━━━━━ PROVIDED DATA

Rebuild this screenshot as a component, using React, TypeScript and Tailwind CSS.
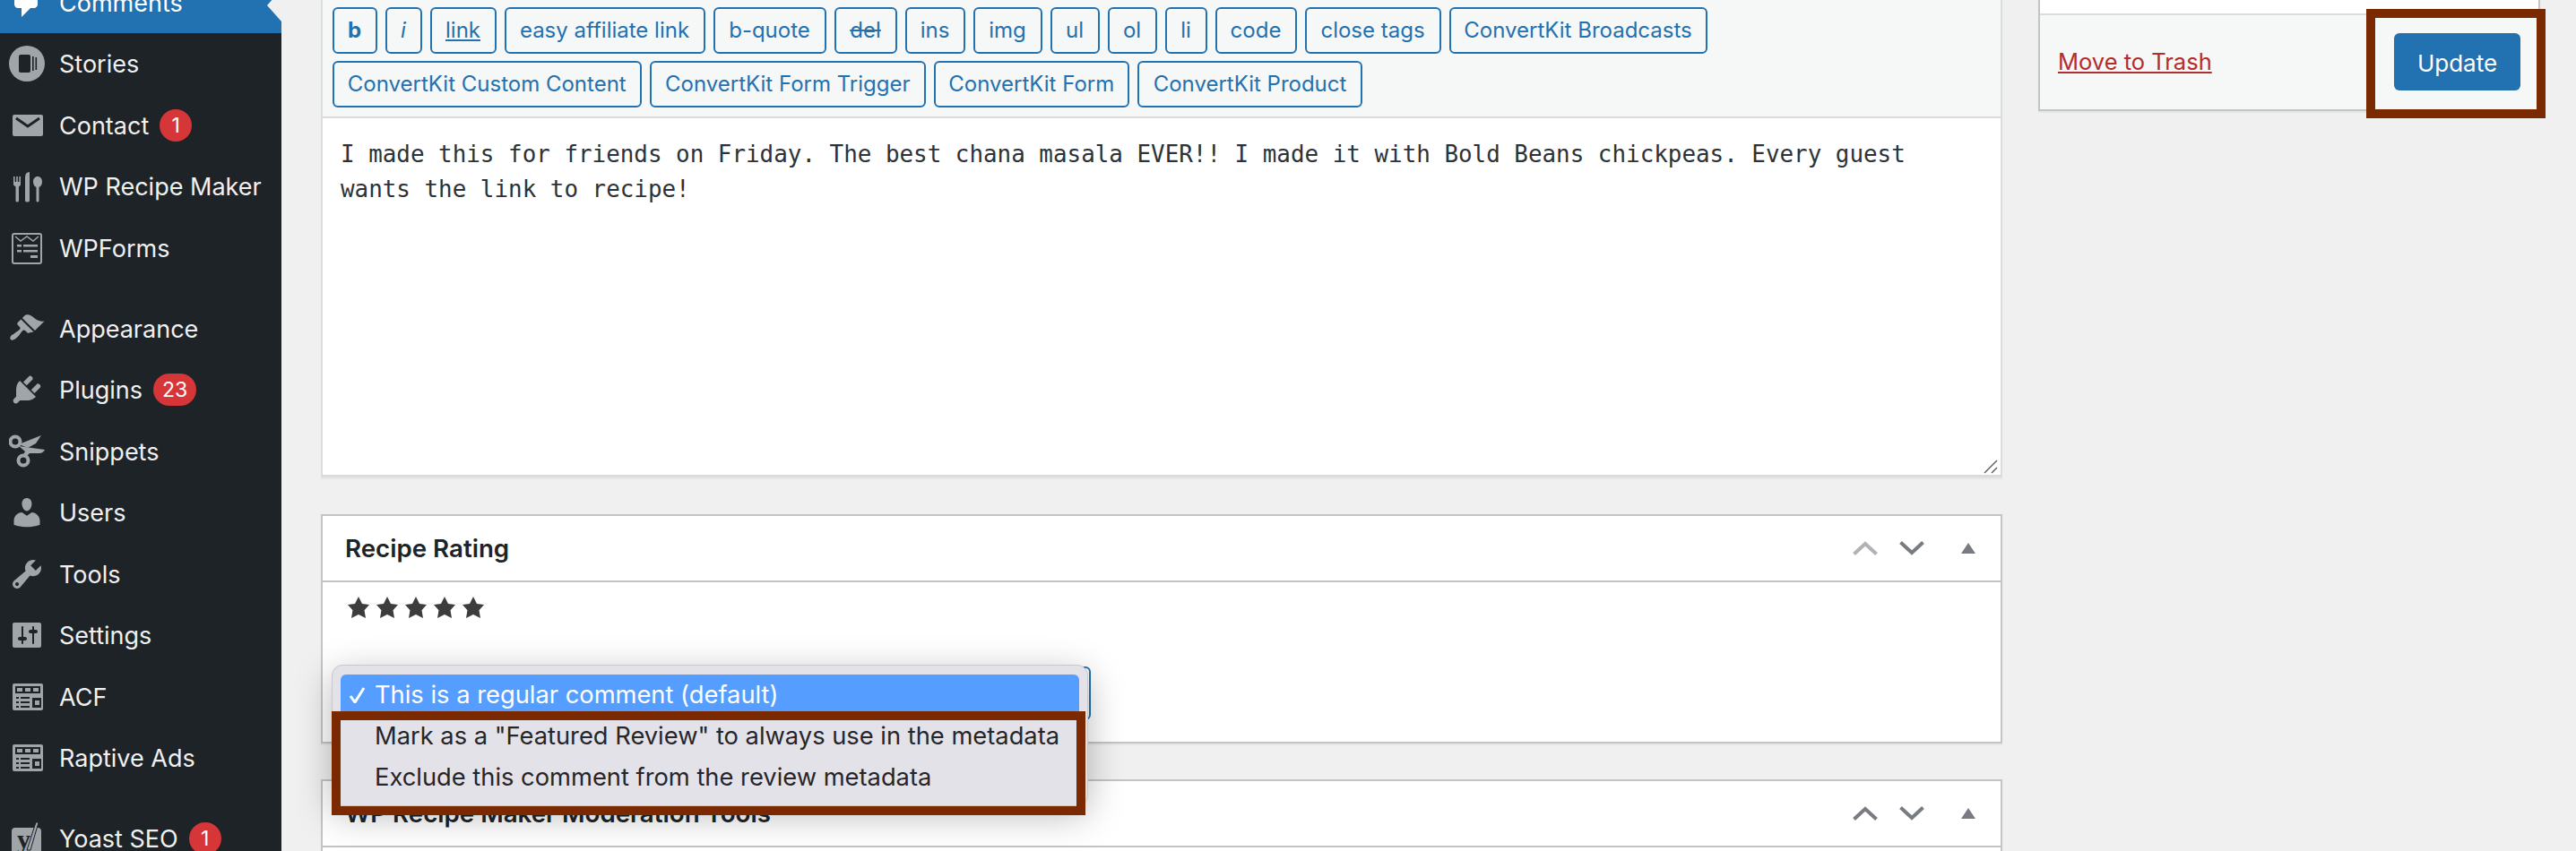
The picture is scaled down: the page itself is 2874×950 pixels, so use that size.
import React from "react";

const Dash = ({ d, className = "" }: { d: string; className?: string }) => (
  <svg viewBox="0 0 20 20" className={"w-[40px] h-[40px] shrink-0 fill-[#a0a5aa] " + className}>
    <path d={d} fillRule="evenodd" />
  </svg>
);

const Box = ({ children }: { children: React.ReactNode }) => (
  <svg viewBox="0 0 40 40" className="w-[40px] h-[40px] shrink-0">
    {children}
  </svg>
);

const G = "#a0a5aa";
const D = "#1d2327";

const TableIcon = () => (
  <Box>
    <rect x="4" y="5" width="34" height="30" rx="2" fill={G} />
    <rect x="7" y="8" width="28" height="8" fill={D} />
    <rect x="9" y="10" width="6" height="4" fill={G} />
    <rect x="18" y="10" width="6" height="4" fill={G} />
    <rect x="27" y="10" width="6" height="4" fill={G} />
    <rect x="8" y="20" width="3" height="2" fill={D} />
    <rect x="13" y="20" width="10" height="2" fill={D} />
    <rect x="8" y="25" width="3" height="2" fill={D} />
    <rect x="13" y="25" width="10" height="2" fill={D} />
    <rect x="8" y="30" width="3" height="2" fill={D} />
    <rect x="13" y="30" width="10" height="2" fill={D} />
    <rect x="26" y="21" width="10" height="11" fill={D} />
    <rect x="29" y="24" width="5" height="5" fill={G} />
  </Box>
);

const icons: Record<string, React.ReactNode> = {
  Stories: (
    <Box>
      <circle cx="20" cy="20" r="20" fill={G} />
      <rect x="11" y="10" width="13" height="20" rx="2" fill={D} />
      <rect x="26" y="12" width="1.6" height="16" fill={D} />
      <rect x="29.5" y="13" width="1.6" height="14" fill={D} />
    </Box>
  ),
  Contact: (
    <Box>
      <rect x="4" y="8" width="34" height="24" rx="2" fill={G} />
      <path d="M8 12 L21 21 L34 12" fill="none" stroke={D} strokeWidth="3" />
    </Box>
  ),
  "WP Recipe Maker": (
    <Box>
      <path d="M5 9h1.6v6h1.6V9h1.6v6h1.6V9H13v9.5l-2 2V36q0 1.5-1.8 1.5T7.5 36V20.5l-2.5-2z" fill={G} />
      <path d="M18 10q0-6 5-6V36q0 1.5-2.500 1.500T18 36z" fill={G} />
      <path d="M32 9c3 0 5 2.500 5 6s-2 5.500-3.500 6V36q0 1.500-1.500 1.500T30.500 36V21c-1.500-.5-3.500-2.500-3.500-6s2-6 5-6z" fill={G} />
    </Box>
  ),
  WPForms: (
    <Box>
      <rect x="4" y="4" width="32" height="33" rx="2" fill="none" stroke={G} strokeWidth="2" />
      <path d="M7 7l6 5 7-5 7 5 6-5" fill="none" stroke={G} strokeWidth="1.500" />
      <rect x="9" y="16" width="5" height="2.500" fill={G} />
      <rect x="16" y="16" width="16" height="2.500" fill={G} />
      <rect x="9" y="22" width="5" height="2.500" fill={G} />
      <rect x="16" y="22" width="16" height="2.500" fill={G} />
      <rect x="24" y="28" width="8" height="3" fill={G} />
    </Box>
  ),
  Appearance: (
    <Dash d="M14.48 11.06L7.41 3.99l1.5-1.5c.5-.56 2.3-.47 3.51.32 1.21.8 1.43 1.28 2.91 2.1 1.18.64 2.45 1.26 4.45.85zm-.71.71L6.7 4.7 4.93 6.47c-.39.39-.39 1.02 0 1.41l1.06 1.06c.39.39.39 1.03 0 1.42-.6.6-1.43 1.11-2.21 1.69-.35.26-.7.53-1.01.84C1.43 13.23 0 15 1 16c1 1 2.77-.43 4.12-1.77.31-.31.58-.66.84-1.01.58-.78 1.09-1.61 1.69-2.21.39-.39 1.03-.39 1.42 0l1.06 1.06c.39.39 1.02.39 1.41 0z" />
  ),
  Plugins: (
    <Dash d="M13.11 4.36L9.87 7.6 8 5.73l3.24-3.24c.35-.34 1.05-.2 1.56.32.52.51.66 1.21.31 1.55zm-8 1.77l.91-1.12 9.01 9.01-1.19.84c-.71.71-2.63 1.16-3.82 1.16H6.14L4.9 17.26c-.59.59-1.54.59-2.12 0-.59-.58-.59-1.53 0-2.12l1.24-1.24v-3.88c0-1.13.4-3.19 1.09-3.89zm7.26 3.97l3.24-3.24c.34-.35 1.04-.21 1.55.31.52.51.66 1.21.31 1.55l-3.24 3.25z" />
  ),
  Snippets: (
    <Box>
      <circle cx="7" cy="9" r="5.500" fill="none" stroke={G} strokeWidth="4" />
      <circle cx="16" cy="30" r="5.500" fill="none" stroke={G} strokeWidth="4" />
      <path d="M11 12L36 2l-6 9-9 5z" fill={G} />
      <path d="M11 14l29 4q-2 4-6 4H23l-5 5-3-2 3-5z" fill={G} />
    </Box>
  ),
  Users: (
    <Dash d="M10 9.25c-2.27 0-2.73-3.44-2.73-3.44C7 4.02 7.82 2 9.97 2c2.16 0 2.98 2.02 2.71 3.81 0 0-.41 3.44-2.68 3.44zm0 2.57L12.72 10c2.39 0 4.52 2.33 4.52 4.53v2.49s-3.65 1.13-7.24 1.13c-3.65 0-7.24-1.13-7.24-1.13v-2.49c0-2.25 1.94-4.48 4.47-4.48z" />
  ),
  Tools: (
    <Dash d="M16.68 9.77c-1.34 1.34-3.3 1.67-4.95.99l-5.41 6.52c-.99.99-2.59.99-3.58 0s-.99-2.59 0-3.57l6.52-5.42c-.68-1.65-.35-3.61.99-4.95 1.28-1.28 3.12-1.62 4.72-1.06l-2.89 2.89 2.82 2.82 2.86-2.87c.53 1.58.18 3.39-1.08 4.65zM3.81 16.21c.4.39 1.04.39 1.43 0 .4-.4.4-1.04 0-1.43-.39-.4-1.03-.4-1.43 0-.39.39-.39 1.03 0 1.43z" />
  ),
  Settings: (
    <Dash d="M18 16V4c0-.55-.45-1-1-1H3c-.55 0-1 .45-1 1v12c0 .55.45 1 1 1h14c.55 0 1-.45 1-1zM8 11h1c.55 0 1 .45 1 1s-.45 1-1 1H8v1.5c0 .28-.22.5-.5.5s-.5-.22-.5-.5V13H6c-.55 0-1-.45-1-1s.45-1 1-1h1V5.5c0-.28.22-.5.5-.5s.5.22.5.5V11zm5-2h-1c-.55 0-1-.45-1-1s.45-1 1-1h1V5.500c0-.28.22-.5.5-.5s.5.22.5.5V7h1c.55 0 1 .45 1 1s-.45 1-1 1h-1v5.500c0 .28-.22.5-.5.5s-.5-.22-.5-.5V9z" />
  ),
  ACF: <TableIcon />,
  "Raptive Ads": <TableIcon />,
  "Yoast SEO": (
    <Box>
      <rect x="3" y="8" width="33" height="32" rx="4" fill={G} />
      <text x="9" y="31" fontFamily="'Liberation Serif', serif" fontWeight="700" fontSize="30" fill={D}>y</text>
      <path d="M20 33L30 2h3L24 33z" fill={G} stroke={D} strokeWidth="1" />
    </Box>
  ),
};

const menu: { name: string; badge?: string; gap?: boolean }[] = [
  { name: "Stories" },
  { name: "Contact", badge: "1" },
  { name: "WP Recipe Maker" },
  { name: "WPForms" },
  { name: "Appearance", gap: true },
  { name: "Plugins", badge: "23" },
  { name: "Snippets" },
  { name: "Users" },
  { name: "Tools" },
  { name: "Settings" },
  { name: "ACF" },
  { name: "Raptive Ads" },
  { name: "Yoast SEO", badge: "1", gap: true },
];

const row1: [string, string][] = [
  ["b", "w-[50px] font-bold"],
  ["i", "w-[41px] italic"],
  ["link", "w-[74px] underline"],
  ["easy affiliate link", "w-[224px]"],
  ["b-quote", "w-[126px]"],
  ["del", "w-[70px] line-through"],
  ["ins", "w-[67px]"],
  ["img", "w-[77px]"],
  ["ul", "w-[55px]"],
  ["ol", "w-[55px]"],
  ["li", "w-[47px]"],
  ["code", "w-[91px]"],
  ["close tags", "w-[152px]"],
  ["ConvertKit Broadcasts", "w-[288px]"],
];
const row2: [string, string][] = [
  ["ConvertKit Custom Content", "w-[345.5px]"],
  ["ConvertKit Form Trigger", "w-[307.5px]"],
  ["ConvertKit Form", "w-[218.5px]"],
  ["ConvertKit Product", "w-[251px]"],
];

const QButton = ({ label, cls }: { label: string; cls: string }) => (
  <button className={"h-[52px] rounded-[6px] border-2 border-[#2271b1] bg-[#f6f7f7] text-[#2271b1] text-[24px] text-center whitespace-nowrap " + cls}>
    {label}
  </button>
);

const HeaderTools = ({ upDisabled }: { upDisabled?: boolean }) => (
  <div className="flex items-center shrink-0">
    <svg viewBox="0 0 28 16" className="w-[28px] h-[16px]">
      <path d="M1.500 14.500L14 3l12.500 11.500" fill="none" strokeWidth="4" className={upDisabled ? "stroke-[#b0b2b5]" : "stroke-[#787c82]"} />
    </svg>
    <svg viewBox="0 0 28 16" className="w-[28px] h-[16px] ml-[24px]">
      <path d="M1.500 1.500L14 13 26.500 1.500" fill="none" strokeWidth="4" className="stroke-[#787c82]" />
    </svg>
    <svg viewBox="0 0 16 12" className="w-[16px] h-[12px] ml-[41px] mr-[28px]">
      <path d="M8 0l8 12H0z" className="fill-[#787c82]" />
    </svg>
  </div>
);

export default function App() {
  return (
    <div className="relative flex w-[2874px] h-[950px] overflow-hidden bg-[#f0f0f0] font-['Inter',sans-serif]">
      {/* Admin sidebar */}
      <aside className="relative w-[314px] h-[950px] shrink-0 bg-[#1d2327] text-[#f0f0f1] text-[27px]">
        <div className="relative flex items-center h-[68.500px] mt-[-31.500px] pl-[10px] bg-[#2271b1] text-white">
          <Dash className="fill-white" d="M5 2h9c1.100 0 2 .9 2 2v7c0 1.100-.9 2-2 2h-2l-5 5v-5H5c-1.100 0-2-.9-2-2V4c0-1.100.9-2 2-2z" />
          <span className="ml-[16px] pt-[2px]">Comments</span>
          <svg viewBox="0 0 16 36" className="absolute right-0 bottom-[13px] w-[16px] h-[36px] fill-[#f0f0f0]">
            <path d="M16 0v36L0 18z" />
          </svg>
        </div>
        {menu.map((m) => (
          <div key={m.name} className={"flex items-center h-[68.500px] pl-[10px] whitespace-nowrap " + (m.gap ? "mt-[21.500px]" : "")}>
            {icons[m.name]}
            <span className="ml-[16px] pt-[2px]">{m.name}</span>
            {m.badge && (
              <span className="ml-[12px] flex items-center justify-center min-w-[36px] h-[36px] px-[10px] rounded-full bg-[#d63638] text-white text-[23px]">
                {m.badge}
              </span>
            )}
          </div>
        ))}
      </aside>

      {/* Main column */}
      <main className="w-[1876px] ml-[44px] shrink-0 flex flex-col">
        <section className="border-x-2 border-b-[3px] border-[#dcdcde] bg-white h-[533px] shrink-0 relative shadow-[0_2px_1px_rgba(0,0,0,0.04)]">
          <div className="bg-[#f6f7f7] border-b-2 border-[#dcdcde] h-[132px] pt-[8px] pl-[10.500px] flex flex-col gap-[8px]">
            <div className="flex gap-[9px]">
              {row1.map(([l, c]) => (
                <QButton key={l} label={l} cls={c} />
              ))}
            </div>
            <div className="flex gap-[9px]">
              {row2.map(([l, c]) => (
                <QButton key={l} label={l} cls={c} />
              ))}
            </div>
          </div>
          <p className="pt-[21px] px-[20px] font-['DejaVu_Sans_Mono',monospace] text-[25.900px] leading-[39px] text-[#2c3338]">
            I made this for friends on Friday. The best chana masala EVER!! I made it with Bold Beans chickpeas. Every guest wants the link to recipe!
          </p>
          <svg viewBox="0 0 16 16" className="absolute right-[3px] bottom-[1px] w-[16px] h-[16px] stroke-[#60646a]" fill="none" strokeWidth="1.500">
            <path d="M1 15L15 1M9 15l6-6" />
          </svg>
        </section>

        <section className="relative mt-[41px] h-[256px] shrink-0 border-2 border-[#c3c4c7] bg-white shadow-[0_2px_1px_rgba(0,0,0,0.04)]">
          <header className="flex items-center justify-between h-[74px] border-b-2 border-[#c3c4c7] pl-[25px]">
            <h2 className="pt-[2px] text-[27.700px] font-semibold text-[#1d2327]">Recipe Rating</h2>
            <HeaderTools upDisabled />
          </header>
          <div className="flex gap-[8px] pl-[28px] pt-[16px]">
            {[0, 1, 2, 3, 4].map((i) => (
              <svg key={i} viewBox="1 1 18 18" className="w-[24px] h-[24px] fill-[#3c3c3c]">
                <path d="M10 1l3 6 6 .75-4.120 4.620L16 19l-6-3-6 3 1.130-6.630L1 7.750 7 7z" />
              </svg>
            ))}
          </div>
          <div className="ml-[13px] mt-[54px] w-[844px] h-[60px] rounded-[6px] border-2 border-[#2271b1] bg-white" />
        </section>

        <section className="mt-[40px] h-[200px] shrink-0 border-2 border-[#c3c4c7] bg-white">
          <header className="flex items-center justify-between h-[74px] border-b-2 border-[#c3c4c7] pl-[25px]">
            <h2 className="pt-[2px] text-[27.700px] font-semibold text-[#1d2327] whitespace-nowrap">WP Recipe Maker Moderation Tools</h2>
            <HeaderTools />
          </header>
        </section>
      </main>

      {/* Publish box */}
      <aside className="w-[560px] ml-[40px] shrink-0">
        <div className="h-[124px] border-x-2 border-b-2 border-[#c3c4c7] bg-white shadow-[0_2px_1px_rgba(0,0,0,0.04)]">
          <div className="h-[17px] border-b-2 border-[#dcdcde]" />
          <div className="h-[105px] bg-[#f6f7f7] flex items-center justify-between pl-[20px] pr-[20px]">
            <a className="text-[25.500px] text-[#b32d2e] underline">Move to Trash</a>
            <button className="w-[141px] h-[64px] mt-[-1px] pt-[2px] rounded-[6px] bg-[#2271b1] text-white text-[26px]">Update</button>
          </div>
        </div>
      </aside>

      {/* Native select menu over the page */}
      <div className="absolute left-[370px] top-[742px] w-[844px] h-[158px] rounded-[12px] bg-[#e3e2e8] border border-[#c8c8cc] shadow-[0_10px_40px_rgba(0,0,0,0.28)] pt-[10px] px-[9px] text-[27.300px] text-[#26262a] whitespace-nowrap">
        <div className="flex items-center h-[46px] rounded-[6px] bg-[#559eff] text-white">
          <svg viewBox="0 0 19 18" className="w-[19px] h-[18px] ml-[9px] mr-[10px] shrink-0" fill="none" strokeWidth="3" stroke="white">
            <path d="M2 10l5 7L17 1" />
          </svg>
          <span className="pt-[1px]">This is a regular comment (default)</span>
        </div>
        <div className="flex items-center h-[46px] pl-[38px]">Mark as a "Featured Review" to always use in the metadata</div>
        <div className="flex items-center h-[46px] pl-[38px]">Exclude this comment from the review metadata</div>
      </div>

      {/* Annotation frames */}
      <div className="absolute left-[370px] top-[794px] w-[841px] h-[116px] border-[10px] border-[#7a2900]" />
      <div className="absolute left-[2640px] top-[10px] w-[200px] h-[122px] border-[10px] border-[#7a2900]">
        <div className="absolute inset-0 border-t-2 border-[#f6f7f7]" />
      </div>
    </div>
  );
}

━━━━━━━━━━

TASK DIRECTIONS:
Search the preceding listing for the word "React" and pull out every line that holds it.

REPLY TO THE EXERCISE:
Rebuild this screenshot as a component, using React, TypeScript and Tailwind CSS.
import React from "react";
const Box = ({ children }: { children: React.ReactNode }) => (
const icons: Record<string, React.ReactNode> = {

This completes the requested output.